Monday 19 August 2024

In town

“Do you want to look at my photos of Newark, Andrew?”

“Not really.”

“I’ll take that as a definite yes.”

“Ugh.”

“Remember this? The old Marks and Spencer being redeveloped. That dirty great hole in the middle of town.”

“It was hard to miss it.”

“Looks like most of the site will be housing. At least they kept the façade.”

“Only the first floor. That’s hardly anything.”

“Next door used to be Woolworths. Until they went bust.”

“They still have them in Germany.”

“Marks and Woollies next door to each other and Boots over the road. Used to be typical of a UK high street.”

“But now they’re all gone. I’ve heard this story before.”

“They aren’t, though. Boots is still there and Marks has moved to by the old Warwicks brewery.”

“Loads of pub pictures coming up, I suppose.”

“There sure are, son. There sure are.”

“Don’t talk like John Wayne, Dad.”

“Starting with the new pub, the Loose Cannon.”

“I quite liked it, Dad.”

“Me too. Quite pub-like somehow.”

“It is a pub.”

“Yes, but new pubs often don’t really feel like pubs.”

“Really?”

“Do you remember that horrible pint of Stout I had?”

“That tasted like it had vanilla in it?”

“That’s the one. That was so horrible.”

“You still managed to finish it.”

“Well. I’m not living in a soap opera. I’m not going to waste most of a pint.”

“There’s a surprise.”

“My second pint, Jaipaul was much better. You seemed to like Marble Bitter”

“It was pretty good.”

“You still went onto cider.”

“Because you can’t get it on draught often here in Amsterdam.”

“You can’t get cask beer, either.”

“I drink that sometimes, too.”

“Not often enough. Your Mum drinks more than you when she’s in Britain.”

“I’m not Mum.”

“Quite a trek after that to the Woolpack?”

“Where?”

“Sorry, the Prince Rupert. One of Newark’s oldest pubs”

“How old?”

“Good question. According to their website 1452. I’d take that with a pinch of salt.”

“Why?”

“Pub histories are notoriously inaccurate. Especially when it comes to founding dates. Which can be several centuries off.”

“So how old is it?”

“Looks around 1500 to me. It has genuine old beams. The next question would be: how long has it been a pub? Though, to be fair, the website only claims it was built in 1452.”

“OK, how long do you think it’s been a pub?”

“No idea. But probably at least 150 years, just because of licensing.”

“It looks pretty old inside.”

“That doesn’t mean it’s always been a pub, though.”

“I suppose so.”

“I took a chance on another Stout here. Skylark Stout. Much better. Very Stouty.”
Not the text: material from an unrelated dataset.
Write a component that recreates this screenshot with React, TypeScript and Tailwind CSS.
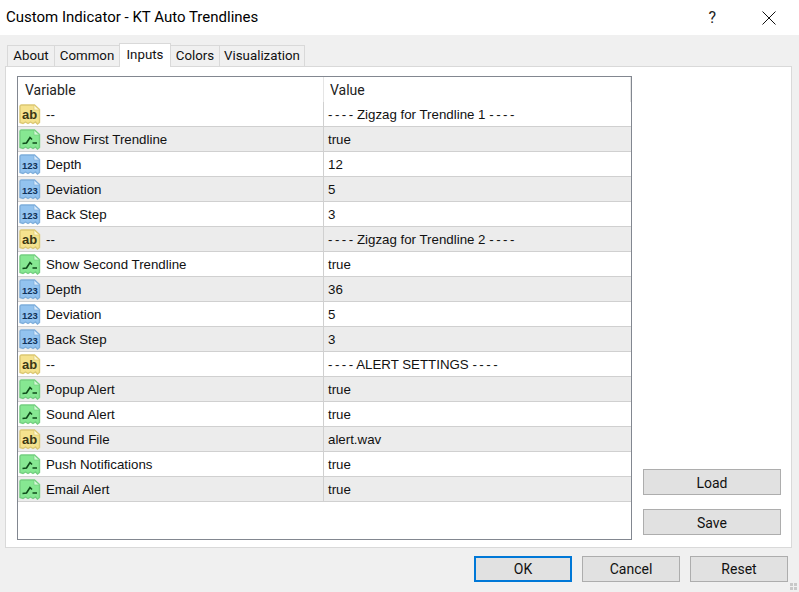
const ui = "[font-family:'Roboto','Open_Sans',sans-serif]";
const cell = "[font-family:'Liberation_Sans',Arial,sans-serif]";

type Kind = "ab" | "bool" | "num";
const rows: [Kind, string, string, boolean?][] = [
  ["ab", "--", "Zigzag for Trendline 1", true],
  ["bool", "Show First Trendline", "true"],
  ["num", "Depth", "12"],
  ["num", "Deviation", "5"],
  ["num", "Back Step", "3"],
  ["ab", "--", "Zigzag for Trendline 2", true],
  ["bool", "Show Second Trendline", "true"],
  ["num", "Depth", "36"],
  ["num", "Deviation", "5"],
  ["num", "Back Step", "3"],
  ["ab", "--", "ALERT SETTINGS", true],
  ["bool", "Popup Alert", "true"],
  ["bool", "Sound Alert", "true"],
  ["ab", "Sound File", "alert.wav"],
  ["bool", "Push Notifications", "true"],
  ["bool", "Email Alert", "true"],
];

const palette = {
  ab: { fill: "#f5e28e", edge: "#dcc873", fold: "#fff8d0" },
  bool: { fill: "#86e892", edge: "#74cf80", fold: "#d3f8d6" },
  num: { fill: "#93c3ef", edge: "#7eaedb", fold: "#d8eafb" },
};

function Icon({ kind }: { kind: Kind }) {
  const c = palette[kind];
  return (
    <svg width="22" height="21" viewBox="0 0 22 21" className="shrink-0">
      <path
        d="M1 2.5 Q1 1 2.5 1 L15.5 1 L20.5 5.5 L20.5 18.5 L18.5 20 L16.5 18 L14 19.5 L11.5 18 L9 19.5 L6.5 18 L4 19.5 L1 18.5 Z"
        fill={c.fill}
        stroke={c.edge}
        strokeWidth="1.4"
      />
      <path d="M15 1 L15 6 L20.5 6 Z" fill={c.fold} stroke={c.edge} strokeWidth="0.7" />
      {kind === "ab" && (
        <text x="3" y="15" fontSize="13" fontWeight="700" fill="#3b3716" fontFamily="'Liberation Sans',sans-serif">
          ab
        </text>
      )}
      {kind === "bool" && (
        <path d="M3.5 14.5 L7.5 14 L11 8.5 L13 10.5 M13.5 14 L18 14" fill="none" stroke="#0f4a1a" strokeWidth="1.6" />
      )}
      {kind === "num" && (
        <text x="3" y="14.5" fontSize="9.5" fontWeight="700" fill="#10325a" fontFamily="'Liberation Sans',sans-serif">
          123
        </text>
      )}
    </svg>
  );
}

function Dashes() {
  return <span className="[word-spacing:-1.2px]">- - - -</span>;
}

function Tab({ label, w, active }: { label: string; w: string; active?: boolean }) {
  return active ? (
    <div className={`${w} h-[24px] -mb-px -ml-px z-10 relative bg-white border border-b-0 border-[#d9d9d9] flex justify-center pt-[1px] text-[13.3px] leading-[20px] text-[#111]`}>
      {label}
    </div>
  ) : (
    <div className={`${w} h-[21px] bg-[#f0f0f0] border border-b-0 border-[#d9d9d9] -ml-px first:ml-0 flex justify-center text-[13.3px] leading-[20px] text-[#111]`}>
      {label}
    </div>
  );
}

function Btn({ label, w, primary, low }: { label: string; w: string; primary?: boolean; low?: boolean }) {
  return (
    <div
      className={`${w} h-[26px] bg-[#e1e1e1] flex items-center justify-center text-[14px] text-[#111] ${
        primary ? "border-2 border-[#0078d7]" : "border border-[#adadad]"
      } ${low ? "pt-[2px]" : ""}`}
    >
      {label}
    </div>
  );
}

export default function App() {
  return (
    <div className={`${ui} w-[799px] h-[592px] bg-[#f0f0f0] flex flex-col overflow-hidden relative`}>
      <div className="h-[35px] bg-white flex items-center pl-[6px] shrink-0">
        <span className="text-[15px] text-black flex-1 pb-[1px]">Custom Indicator - KT Auto Trendlines</span>
        <span className="text-[16px] text-[#222] mr-[46px]">?</span>
        <svg width="14" height="14" viewBox="0 0 14 14" className="mr-[23px]">
          <path d="M0.5 0.5 L13.5 13.5 M13.5 0.5 L0.5 13.5" stroke="#111" strokeWidth="1" />
        </svg>
      </div>

      <div className="h-[31px] pl-[7px] flex items-end shrink-0">
        <Tab label="About" w="w-[48px]" />
        <Tab label="Common" w="w-[66px]" />
        <Tab label="Inputs" w="w-[52px]" active />
        <Tab label="Colors" w="w-[50px]" />
        <Tab label="Visualization" w="w-[86px]" />
      </div>

      <div className="ml-[5px] w-[787px] h-[482px] bg-white border border-[#d9d9d9] flex pl-[11px] pt-[9px] shrink-0">
        <div className="w-[615px] h-[464px] border border-[#828790] bg-white shrink-0">
          <div className="h-[25px] flex text-[14px] text-[#222] leading-[27px]">
            <div className="w-[306px] pl-[7px] border-r border-[#e5e5e5]">Variable</div>
            <div className="w-[307px] pl-[6px] border-r border-[#e5e5e5]">Value</div>
          </div>
          {rows.map(([kind, name, value, heading], i) => (
            <div
              key={i}
              className={`${cell} h-[25px] w-[613px] flex border-b border-[#d0d0d0] text-[13.3px] text-[#111] ${
                i % 2 === 1 ? "bg-[#ececec]" : "bg-white"
              }`}
            >
              <div className="w-[306px] flex items-center pl-[1px] gap-[5px] border-r border-[#d0d0d0]">
                <Icon kind={kind} />
                <span className="pt-[2px]">{name}</span>
              </div>
              <div className="flex-1 flex items-center pl-[4px]">
                <span className="pt-[2px] whitespace-pre">
                  {heading ? (
                    <>
                      <Dashes /> {value} <Dashes />
                    </>
                  ) : (
                    value
                  )}
                </span>
              </div>
            </div>
          ))}
        </div>
        <div className="flex-1 flex flex-col items-start pl-[11px] pt-[393px] gap-[14px]">
          <Btn label="Load" w="w-[138px]" low />
          <Btn label="Save" w="w-[138px]" low />
        </div>
      </div>

      <div className="flex justify-end pr-[11px] pt-[8px] gap-[10px]">
        <Btn label="OK" w="w-[98px]" primary />
        <Btn label="Cancel" w="w-[98px]" />
        <Btn label="Reset" w="w-[98px]" />
      </div>

      <svg width="8" height="8" viewBox="0 0 8 8" className="absolute right-[1px] bottom-[1px]">
        <rect x="0" y="0" width="3" height="3" fill="#c8c8c8" />
        <rect x="4" y="0" width="3" height="3" fill="#c8c8c8" />
        <rect x="0" y="4" width="3" height="3" fill="#c8c8c8" />
        <rect x="4" y="4" width="3" height="3" fill="#c8c8c8" />
      </svg>
    </div>
  );
}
“You’re so eloquent, Dad.”

“You know what I mean. Roasty.”

“Then why not say that?”

“I did. Sort of. You two were on the cider again. Like, like . . .”

“Young people?”

“I was going to say . . “

“You couldn’t think of an insult that wasn’t racist or misogynistic, could you?”

“No. Nothing that was funny came to mind.”

“Right. Oh, you did take some photos of me and Lexie.”

“Yes. I was under orders. You could try combing your hair sometimes. Look, Lexie made the effort.”

“You can talk, Dad.”

“I’m old. Your hair naturally goes out of control once you pass 65.”

“That’s bullshit, Dad.”

“All those older actors: all wearing wigs. At least if their hair doesn’t look crap. Or they’re bald.”

“Just shut up and get on with your boring photos you’re making me look at.”

“Best not show your Mum that one.”

“Why?”

“I forgot to move my whisky glass out of the way.”

“You think that fools Mum?”

Probably not.



“I’m glad we went for a curry. Though you didn’t eat very much, Andrew, did you? Just starters.”

“I had some naan, too.”

“And beer, obviously.”

“You had your whisky.”

“It’s a shame you didn’t have a curry. It’s the best one I’ve had in ages. Properly spicy.”

“Lexie had a vindaloo.”

“Only because I talked him out of a phall. I’m not as brave as him.”

“Is that all you have from Saturday?”

“I’ve a couple of shots of the A1 Fish Bar.”

“Cool. Look at all that fish.”

“And pies. Don’t forget the pies.”

 

1 comment:

Anonymous said...

I agree with Andrew new pub interiors with the exception with the Porterhouse in Temple bar are terrible.